With fears of a looming currency war, the G20 leaders agreed on a framework for balanced growth and a move towards market-determined exchange rates.
Top US negotiators say they succeeded by getting everyone on the same page.
World leaders at G20 Summit's opening plenary session (AFP photo/ HO/ SEOUL G20 Media Pool)
US Under Secretary of the Treasury for International Affairs Lael Brainard said: "...In particular, allowing exchange rates to move in accordance with market forces. And we felt coming out of that, that there was agreement, that all the leaders signed up for that framework".
US language angled at China and obliging nations to avoid "competitive undervaluation" was booted out of the final G20 text, along with a US proposal for nations to limit current account deficits or surpluses to less than four per cent of GDP.

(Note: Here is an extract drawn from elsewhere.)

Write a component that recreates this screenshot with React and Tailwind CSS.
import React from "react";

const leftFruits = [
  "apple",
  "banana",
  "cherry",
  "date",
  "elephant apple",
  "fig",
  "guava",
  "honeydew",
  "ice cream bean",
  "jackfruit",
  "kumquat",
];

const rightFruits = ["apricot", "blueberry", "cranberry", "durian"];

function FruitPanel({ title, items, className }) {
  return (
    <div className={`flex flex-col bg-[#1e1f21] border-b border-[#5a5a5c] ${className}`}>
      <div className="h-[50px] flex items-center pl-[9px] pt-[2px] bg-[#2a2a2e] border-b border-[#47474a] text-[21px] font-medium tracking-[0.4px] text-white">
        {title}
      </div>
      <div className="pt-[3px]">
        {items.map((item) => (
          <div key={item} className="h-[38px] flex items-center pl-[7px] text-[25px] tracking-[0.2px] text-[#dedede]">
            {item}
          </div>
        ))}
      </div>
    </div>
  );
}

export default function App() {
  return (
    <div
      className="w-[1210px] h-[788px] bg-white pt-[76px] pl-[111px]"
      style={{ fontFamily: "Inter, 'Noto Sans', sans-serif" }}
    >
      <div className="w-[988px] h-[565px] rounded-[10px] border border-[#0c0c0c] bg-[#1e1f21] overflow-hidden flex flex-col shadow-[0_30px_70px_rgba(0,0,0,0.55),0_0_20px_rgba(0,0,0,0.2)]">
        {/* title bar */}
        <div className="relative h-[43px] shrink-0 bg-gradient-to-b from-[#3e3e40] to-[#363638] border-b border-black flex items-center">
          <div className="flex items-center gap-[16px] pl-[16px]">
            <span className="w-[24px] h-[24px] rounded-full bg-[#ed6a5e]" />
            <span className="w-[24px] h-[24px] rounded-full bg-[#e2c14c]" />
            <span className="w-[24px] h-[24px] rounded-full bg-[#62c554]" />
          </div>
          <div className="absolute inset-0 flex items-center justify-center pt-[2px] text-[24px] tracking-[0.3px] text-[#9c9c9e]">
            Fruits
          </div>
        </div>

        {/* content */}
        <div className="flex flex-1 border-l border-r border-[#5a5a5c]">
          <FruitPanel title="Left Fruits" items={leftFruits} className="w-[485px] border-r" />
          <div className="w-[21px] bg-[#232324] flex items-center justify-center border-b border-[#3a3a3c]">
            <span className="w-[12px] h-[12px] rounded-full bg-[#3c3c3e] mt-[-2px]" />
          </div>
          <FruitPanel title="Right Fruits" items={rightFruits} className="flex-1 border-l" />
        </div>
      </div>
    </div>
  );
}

Samuels International Associates' Sourabh Gupta said: "The Americans are no longer, and for quite a while I would suggest, able to force their dictates through in the international economic order, that'll necessarily have to work a consensus among the key power centres".

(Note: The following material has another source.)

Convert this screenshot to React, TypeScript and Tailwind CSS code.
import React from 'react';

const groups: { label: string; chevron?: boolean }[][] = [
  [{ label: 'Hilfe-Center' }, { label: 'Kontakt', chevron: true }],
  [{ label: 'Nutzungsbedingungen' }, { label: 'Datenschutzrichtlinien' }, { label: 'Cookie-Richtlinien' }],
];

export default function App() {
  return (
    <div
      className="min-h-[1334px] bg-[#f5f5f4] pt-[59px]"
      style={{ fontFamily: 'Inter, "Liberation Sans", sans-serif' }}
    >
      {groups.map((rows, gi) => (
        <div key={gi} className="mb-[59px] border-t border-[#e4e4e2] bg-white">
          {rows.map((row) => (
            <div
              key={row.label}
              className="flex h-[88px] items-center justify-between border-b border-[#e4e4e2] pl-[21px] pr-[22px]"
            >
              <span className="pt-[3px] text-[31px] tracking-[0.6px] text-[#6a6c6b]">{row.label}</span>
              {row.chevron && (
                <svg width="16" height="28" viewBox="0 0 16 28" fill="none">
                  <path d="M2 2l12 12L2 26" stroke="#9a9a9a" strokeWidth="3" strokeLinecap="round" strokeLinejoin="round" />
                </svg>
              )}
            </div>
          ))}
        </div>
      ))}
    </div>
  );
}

During the talks Germany joined emerging nations in accusing the US of double standards after the Federal Reserve decided to to buy up US$600 billion in Treasury bonds days before the G20.
The Fed has mounted an unusually public defence, asserting its impartiality from political matters and its desire to avoid another recession.
Federal Reserve chairman Ben Bernanke said: "On its current economic trajectory, the United States runs the risk of seeing millions of workers unemployed or underemployed for many years. As a society, we should find that outcome unacceptable."
But fiscal conservatives here say the criticism is justified.
Heritage Foundation research fellow Derek Scissors said: "The American position here is unfortunate. We keep saying the world has to make sacrifices and be disciplined and we don't want to be disciplined.
"We'll do that later. You have to give up one or the other".
Many officials here understand China's desire to move at a pace which doesn't threaten its economic stability, even if they don't necessarily agree with it.
But the administration will still be under domestic pressure to confront China, name it a "currency manipulator" and even impose additional duties designed to counteract the impact of the weaker Yuan on American manufacturers.